The second question has to do with the military's effectiveness as a fighting force. Do officers who get a taste of civilian life, with its perks and privileges, remain fit to command troops in the field? Does their fighting spirit remain unimpaired? Soldiering is a hard profession which requires single-minded devotion. Nothing blunts it so much as civilian distractions. Just as a conflict of interest leads to bad ethics, a conflict of purpose leads to bad soldiering.

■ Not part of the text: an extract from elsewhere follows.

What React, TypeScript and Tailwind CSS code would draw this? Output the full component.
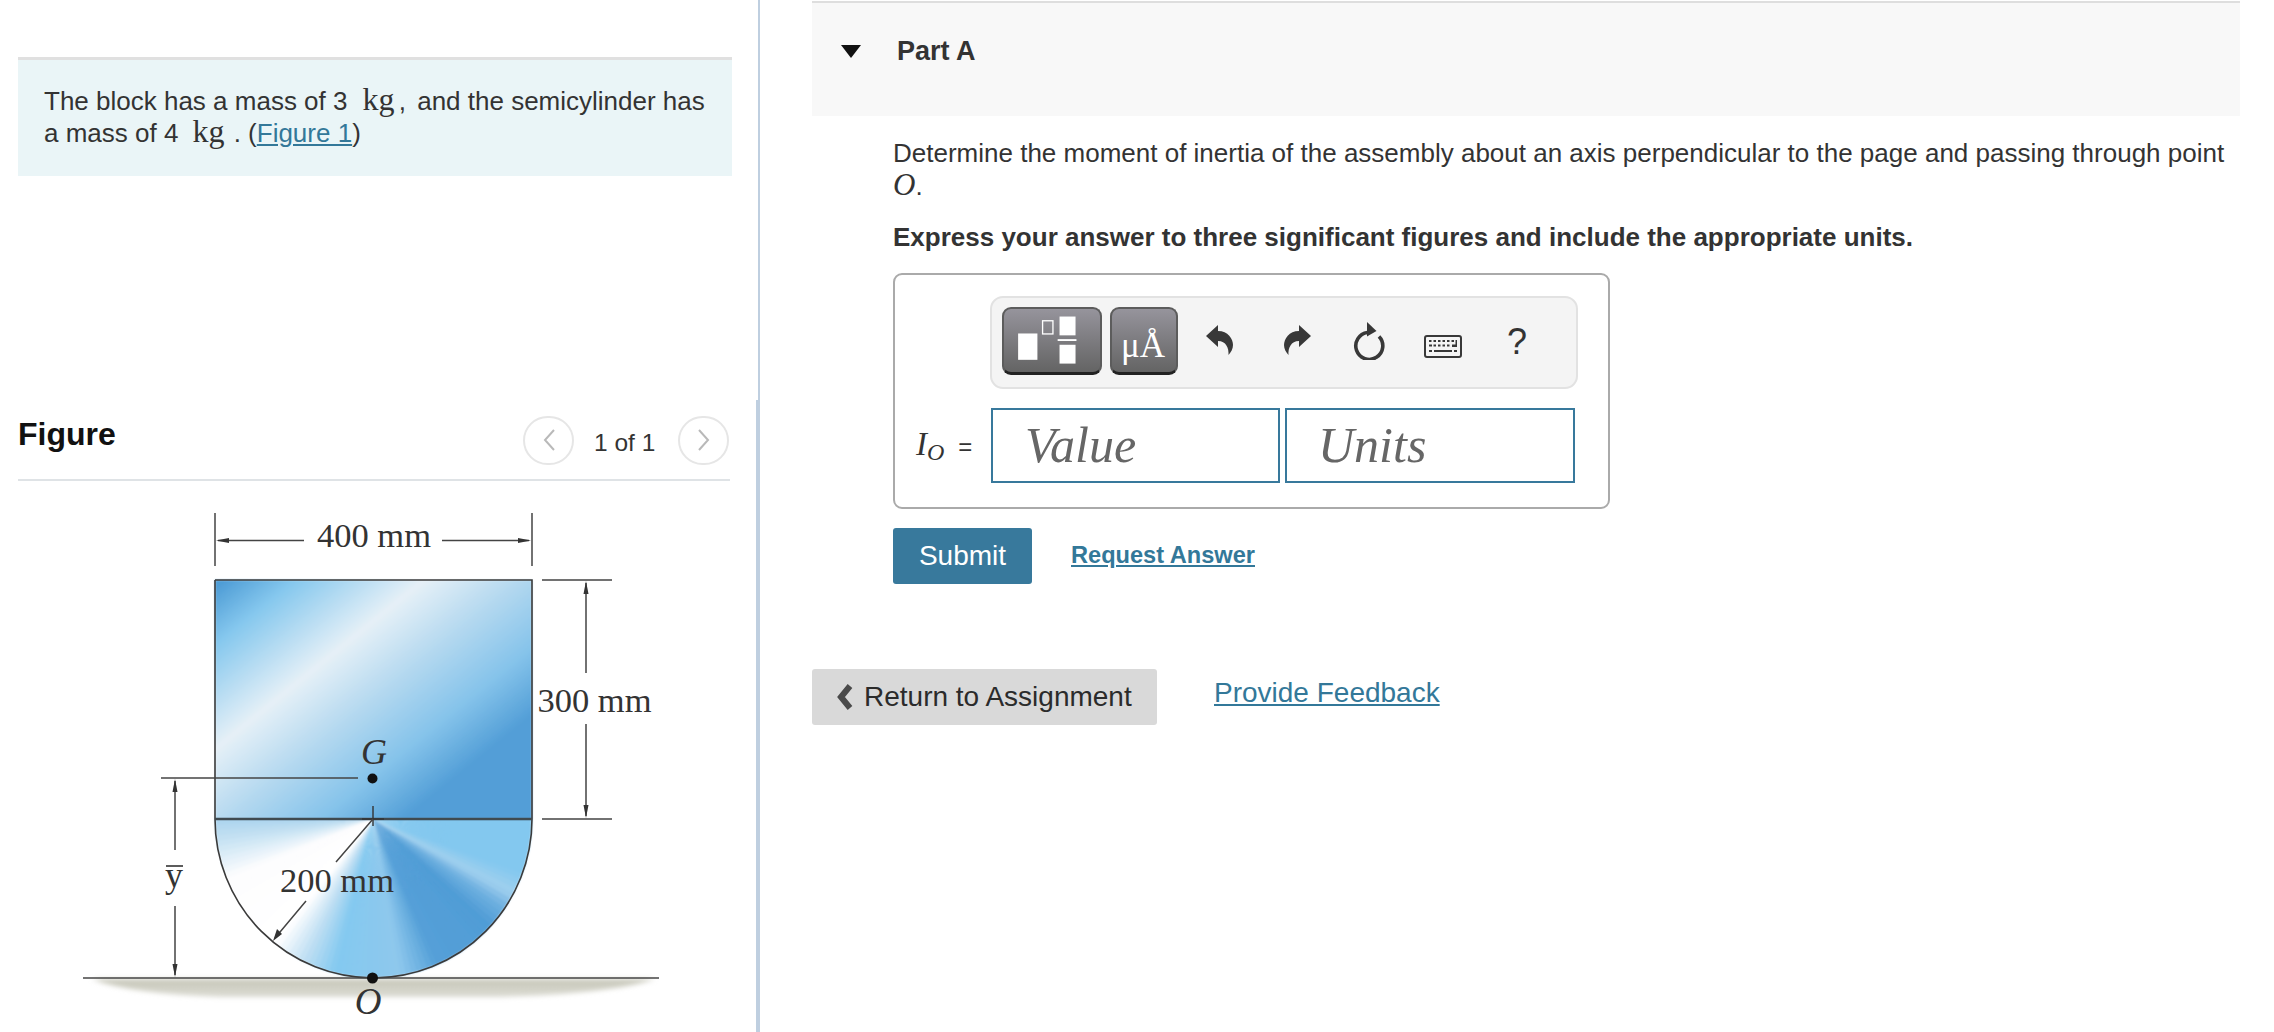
import React from 'react';

const SANS = "font-['Liberation_Sans',Arial,sans-serif]";

function lerpColor(a: number[], b: number[], t: number) {
  return a.map((v, i) => Math.round(v + (b[i] - v) * t));
}

// angle in degrees, clockwise from pointing right
const CONE_STOPS: [number, number[]][] = [
  [0, [131, 200, 239]],
  [20, [131, 200, 239]],
  [28, [160, 208, 238]],
  [34, [111, 176, 224]],
  [42, [80, 157, 214]],
  [66, [84, 159, 216]],
  [80, [142, 200, 236]],
  [104, [132, 201, 240]],
  [116, [192, 223, 243]],
  [128, [255, 255, 255]],
  [158, [253, 253, 254]],
  [172, [198, 226, 243]],
  [180, [170, 212, 238]],
];

function coneColor(angle: number) {
  for (let i = 1; i < CONE_STOPS.length; i++) {
    const [a0, c0] = CONE_STOPS[i - 1];
    const [a1, c1] = CONE_STOPS[i];
    if (angle <= a1) {
      const c = lerpColor(c0, c1, (angle - a0) / (a1 - a0));
      return `rgb(${c[0]},${c[1]},${c[2]})`;
    }
  }
  return 'rgb(170,212,238)';
}

function ConeWedges() {
  const cx = 373;
  const cy = 819;
  const r = 240;
  const wedges = [];
  for (let a = 0; a < 180; a += 2) {
    const a0 = (a * Math.PI) / 180;
    const a1 = ((a + 2.6) * Math.PI) / 180;
    wedges.push(
      <polygon
        key={a}
        fill={coneColor(a + 1)}
        points={`${cx},${cy} ${cx + r * Math.cos(a0)},${cy + r * Math.sin(a0)} ${cx + r * Math.cos(a1)},${cy + r * Math.sin(a1)}`}
      />,
    );
  }
  return <>{wedges}</>;
}

function AssemblyFigure() {
  const serif = { fontFamily: "'Liberation Serif', 'Times New Roman', serif" };
  return (
    <svg viewBox="80 481 600 551" className="block w-[600px] h-[551px] ml-[80px]">
      <defs>
        <linearGradient id="blockFill" gradientUnits="userSpaceOnUse" x1="300" y1="513" x2="495" y2="754">
          <stop offset="0.016" stopColor="#4f9dd6" />
          <stop offset="0.16" stopColor="#86c8ee" />
          <stop offset="0.42" stopColor="#e6f0f7" />
          <stop offset="0.61" stopColor="#b5d9f0" />
          <stop offset="0.81" stopColor="#85c3ea" />
          <stop offset="0.98" stopColor="#529ed7" />
        </linearGradient>
        <linearGradient id="groundFill" x1="0" y1="0" x2="0" y2="1">
          <stop offset="0" stopColor="#c6c6b8" />
          <stop offset="1" stopColor="#dcdcd4" />
        </linearGradient>
        <clipPath id="semiClip">
          <path d="M215 819 A158.500 159 0 0 0 532 819 Z" />
        </clipPath>
        <filter id="soft" x="-5%" y="-5%" width="110%" height="110%">
          <feGaussianBlur stdDeviation="0.8" />
        </filter>
        <filter id="softer" x="-10%" y="-60%" width="120%" height="220%">
          <feGaussianBlur stdDeviation="2.500" />
        </filter>
      </defs>

      {/* ground shadow */}
      <path d="M92 979 H655 Q610 994 500 997 H220 Q130 994 92 979 Z" fill="url(#groundFill)" filter="url(#softer)" />

      <g filter="url(#soft)">
        <rect x="215" y="580" width="317" height="239" fill="url(#blockFill)" />
        <g clipPath="url(#semiClip)">
          <ConeWedges />
        </g>
      </g>

      <g fill="none" stroke="#3a3a3a" strokeWidth="1.6">
        <path d="M215 580 H532 V819 M215 580 V819" />
        <path d="M215 819 A158.500 159 0 0 0 532 819" />
      </g>
      <path d="M215 819 H532" stroke="#3f4a50" strokeWidth="2.6" />
      <path d="M83 978 H659" stroke="#444" strokeWidth="1.6" />
      <path d="M373 806 V826 M362 819 H384" stroke="#333" strokeWidth="1.4" />

      <g fill="none" stroke="#444" strokeWidth="1.5">
        {/* 400 mm */}
        <path d="M215 513 V566 M532 513 V566" />
        <path d="M218 540.5 H304 M442 540.5 H529" />
        {/* 300 mm */}
        <path d="M542 580 H612 M542 819 H612" />
        <path d="M586 583 V673 M586 724 V816" />
        {/* y bar */}
        <path d="M161 778 H358" />
        <path d="M175 781 V850 M175 906 V975" />
        {/* 200 mm */}
        <path d="M373 819 L336 862 M306 901 L275 938" />
      </g>

      <g fill="#333">
        <path d="M216 540.5 L229 538 V543 Z" />
        <path d="M531 540.5 L518 538 V543 Z" />
        <path d="M586 581 L583.5 594 H588.5 Z" />
        <path d="M586 818 L583.5 805 H588.5 Z" />
        <path d="M175 779 L172.5 792 H177.5 Z" />
        <path d="M175 977 L172.5 964 H177.5 Z" />
        <path d="M273 941 L277 929 L282 934 Z" />
        <circle cx="372.5" cy="778.5" r="5" fill="#111" />
        <circle cx="372.5" cy="978" r="5.5" fill="#111" />
      </g>

      <g fill="#333" fontSize="34.5" style={serif}>
        <text x="374" y="547" textAnchor="middle">400 mm</text>
        <text x="594.500" y="712" textAnchor="middle">300 mm</text>
        <text x="337" y="892" textAnchor="middle">200 mm</text>
        <text x="374" y="764" textAnchor="middle" fontStyle="italic" fontSize="36">G</text>
        <text x="368" y="1014" textAnchor="middle" fontStyle="italic" fontSize="37">O</text>
        <text x="174" y="887" textAnchor="middle" fontSize="36">y</text>
      </g>
      <path d="M166 866 H183" stroke="#333" strokeWidth="1.6" />
    </svg>
  );
}

function UndoIcon({ flip = false }: { flip?: boolean }) {
  return (
    <svg viewBox="0 0 30 32" className={flip ? 'w-[30px] h-[32px] -scale-x-100' : 'w-[30px] h-[32px]'}>
      <path d="M1 11 L13 0 V6 C23 6 28 14 28 20 C28 24 26 27 23.500 30 C24 23 21 16 13 16 V22 Z" fill="#383838" />
    </svg>
  );
}

function RefreshIcon() {
  return (
    <svg viewBox="0 0 34 38" className="w-[34px] h-[38px]">
      <path d="M15.500 10.500 A13.500 13.500 0 1 0 27 14.500" fill="none" stroke="#383838" strokeWidth="3.600" />
      <path d="M15 0 L24.500 9 L15 14.500 Z" fill="#383838" />
    </svg>
  );
}

function KeyboardIcon() {
  const top = [5, 9.5, 14, 18.5, 23, 27.500];
  const mid = [9.5, 14, 18.500, 23];
  return (
    <svg viewBox="0 0 38 23" className="w-[38px] h-[23px]">
      <rect x="1" y="1" width="36" height="21" rx="2" fill="#f4f4f4" stroke="#383838" strokeWidth="2" />
      <g fill="#383838">
        {top.map((x) => (
          <rect key={x} x={x} y="5" width="2.500" height="2" />
        ))}
        <rect x="5" y="9.500" width="3" height="2" />
        {mid.map((x) => (
          <rect key={x} x={x} y="9.500" width="2.500" height="2" />
        ))}
        <path d="M28 9.500 H31.500 V5 H33 V12 H28 Z" />
        <rect x="5" y="15" width="3" height="2" />
        <rect x="10" y="15" width="18" height="2" />
        <rect x="30" y="15" width="3" height="2" />
      </g>
    </svg>
  );
}

function TemplatesIcon() {
  return (
    <svg viewBox="0 0 100 68" className="w-[96px] h-[64px]">
      <g fill="#fff">
        <rect x="14" y="26" width="20.500" height="28" />
        <rect x="58" y="8" width="17" height="20" />
        <rect x="56" y="32" width="20" height="2" />
        <rect x="58" y="38" width="17" height="20" />
      </g>
      <rect x="40" y="12.500" width="11" height="14" fill="none" stroke="#fff" strokeWidth="1.400" />
    </svg>
  );
}

function PagerButton({ dir }: { dir: 'left' | 'right' }) {
  return (
    <div className="w-[51px] h-[49px] rounded-full border-2 border-[#e6e6e6] flex items-center justify-center">
      <svg viewBox="0 0 14 24" className="w-[14px] h-[24px]">
        <path
          d={dir === 'left' ? 'M12 2 L3 12 L12 22' : 'M2 2 L11 12 L2 22'}
          fill="none"
          stroke="#b9b9b9"
          strokeWidth="2"
        />
      </svg>
    </div>
  );
}

export default function App() {
  return (
    <div className={`${SANS} flex w-full h-[1032px] overflow-hidden bg-white text-[#333]`}>
      {/* Left panel */}
      <aside className="w-[760px] shrink-0 flex flex-col">
        <div className="h-[401px] border-r-[2px] border-[#bfcfe0] pt-[57px] pl-[18px] pr-[26px]">
          <div className="h-[119px] border-t-[3px] border-[#e0e0e0] bg-[#eaf5f7] pt-[25px] px-[26px] text-[26px] leading-[32px] whitespace-nowrap">
            <div className="h-[32px]">
              The block has a mass of 3
              <span className="inline-block font-['Liberation_Serif',serif] text-[32px] leading-[26px] ml-[15px] -mr-[3px]">kg</span> ,{' '}
              <span className="ml-[4px]">and the semicylinder has</span>
            </div>
            <div className="h-[32px]">
              a mass of 4
              <span className="inline-block font-['Liberation_Serif',serif] text-[32px] leading-[26px] ml-[14px] mr-[2px]">kg</span> . (
              <a className="text-[#337899] underline">Figure 1</a>)
            </div>
          </div>
        </div>
        <div className="flex-1 border-r-[4px] border-[#bfcfe0]">
          <div className="ml-[18px] mr-[26px] h-[81px] border-b-2 border-[#dfe3e6] flex items-center justify-between pr-[1px]">
            <h2 className="text-[32px] leading-[64px] font-bold text-[#111] mb-[12px]">Figure</h2>
            <div className="flex items-center gap-[20px] mt-[1px]">
              <PagerButton dir="left" />
              <span className="text-[24.5px] leading-[32px] w-[64px] mt-[5px]">1 of 1</span>
              <PagerButton dir="right" />
            </div>
          </div>
          <AssemblyFigure />
        </div>
      </aside>

      {/* Right panel */}
      <main className="flex-1 min-w-0 pl-[52px] pr-[34px]">
        <header className="mt-px h-[115px] border-t-2 border-[#dedede] bg-[#f8f8f8] flex items-start pt-[30px] pl-[29px]">
          <svg viewBox="0 0 20 13" className="w-[20px] h-[13px] mt-[12px]">
            <path d="M0 0 H20 L10 13 Z" fill="#111" />
          </svg>
          <h3 className="ml-[36px] text-[27px] leading-[36px] font-bold">Part A</h3>
        </header>

        <div className="pl-[81px]">
          <p className="mt-[21px] text-[26px] leading-[32px]">
            Determine the moment of inertia of the assembly about an axis perpendicular to the page and passing through
            point <span className="inline-block font-['Liberation_Serif',serif] italic text-[31px] leading-none">O</span>.
          </p>
          <p className="mt-[19px] text-[26px] leading-[33px] font-bold">
            Express your answer to three significant figures and include the appropriate units.
          </p>

          {/* Answer box */}
          <div className="mt-[19px] w-[717px] h-[236px] rounded-[9px] border-2 border-[#aaaaaa] pt-[21px] pl-[95px]">
            <div className="w-[588px] h-[93px] rounded-[13px] border-2 border-[#e2e2e2] bg-[#f4f4f4] flex items-center pl-[10px] pb-[3px]">
              <button className="w-[100px] h-[68px] rounded-[9px] border-2 border-[#5c5c5c] border-b-[3px] border-b-[#222] bg-linear-to-b from-[#96949c] to-[#646464] flex items-center justify-center">
                <TemplatesIcon />
              </button>
              <button className="ml-[8px] w-[68px] h-[68px] rounded-[9px] border-2 border-[#5c5c5c] border-b-[3px] border-b-[#222] bg-linear-to-b from-[#96949c] to-[#646464] font-['Liberation_Serif',serif] text-[35px] leading-[35px] text-white pt-[9px] pr-[2px]">
                μÅ
              </button>
              <div className="ml-[27px]">
                <UndoIcon />
              </div>
              <div className="ml-[47px]">
                <UndoIcon flip />
              </div>
              <div className="ml-[40px]">
                <RefreshIcon />
              </div>
              <div className="ml-[38px] mt-[10px]">
                <KeyboardIcon />
              </div>
              <span className="ml-[45px] text-[36px] leading-[40px] mt-[2px]">?</span>
            </div>
            <div className="relative mt-[19px] flex gap-[5px] w-[584px] ml-[1px]">
              <div className="absolute left-[-75px] top-[16px] flex items-baseline whitespace-nowrap">
                <span className="font-['Liberation_Serif',serif] italic text-[33px] leading-[40px]">I</span>
                <span className="font-['Liberation_Serif',serif] italic text-[24px] leading-[23px] translate-y-[5px]">O</span>
                <span className="ml-[14px] text-[24px] leading-[40px]">=</span>
              </div>
              <div className="w-[289px] h-[75px] border-2 border-[#38799c] pl-[32px] font-['Liberation_Serif',serif] italic text-[50px] leading-[70px] text-[#666]">
                Value
              </div>
              <div className="w-[290px] h-[75px] border-2 border-[#38799c] pl-[31px] font-['Liberation_Serif',serif] italic text-[50px] leading-[70px] text-[#666]">
                Units
              </div>
            </div>
          </div>

          <div className="mt-[19px] flex items-center">
            <button className="w-[139px] h-[56px] rounded-[3px] bg-[#38799c] text-white text-[28px]">Submit</button>
            <a className="ml-[39px] text-[23.6px] font-bold text-[#337899] underline mb-[1px]">Request Answer</a>
          </div>
        </div>

        <div className="mt-[85px] flex items-start">
          <button className="w-[345px] h-[56px] rounded-[3px] bg-[#d9d9d9] flex items-center pl-[25px] text-[28px] text-[#2b2b2b]">
            <svg viewBox="0 0 16 26" className="w-[16px] h-[26px]">
              <path d="M13 2 L4 13 L13 24" fill="none" stroke="#4a4a4a" strokeWidth="6" />
            </svg>
            <span className="ml-[11px]">Return to Assignment</span>
          </button>
          <a className="ml-[57px] mt-[6px] text-[28px] leading-[36px] text-[#337899] underline">Provide Feedback</a>
        </div>
      </main>
    </div>
  );
}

So many generals on the active list, a battalion of generals on the retired list, serving and retired officers seeking jobs and good housing: this is a vast system of perks and privileges. A poor nation cannot afford this. If it affords this, it must forgo other things, usually education and health for the masses. The necessity of an effective fighting force is not in question. A predatory neighbourhood leaves us with no other choice. The point is altogether different: can we afford a cake whose icing is heavier than the rest of the cake?
Can the frontiers of military privilege be rolled back? Can military expenses come under public scrutiny? It seems unlikely because no class likes losing its privileges, least of all a class holding a monopoly of coercive power. So the third question arises which relates to democracy. Can democracy survive, let alone prosper, in such a climate? A strong and growing military caste jealously guarding its privileges and a vibrant, self-confident democracy are antithetical concepts.
That is why it takes no clairvoyant to see that what we are headed for is an experiment in Indonesian democracy: where the president, anchored firmly in his military constituency, calls the shots while prime minister and parliament walk dutifully in his shadow. We have been here before. Since we are again preparing to revisit familiar haunts, these are not happy tidings for the future.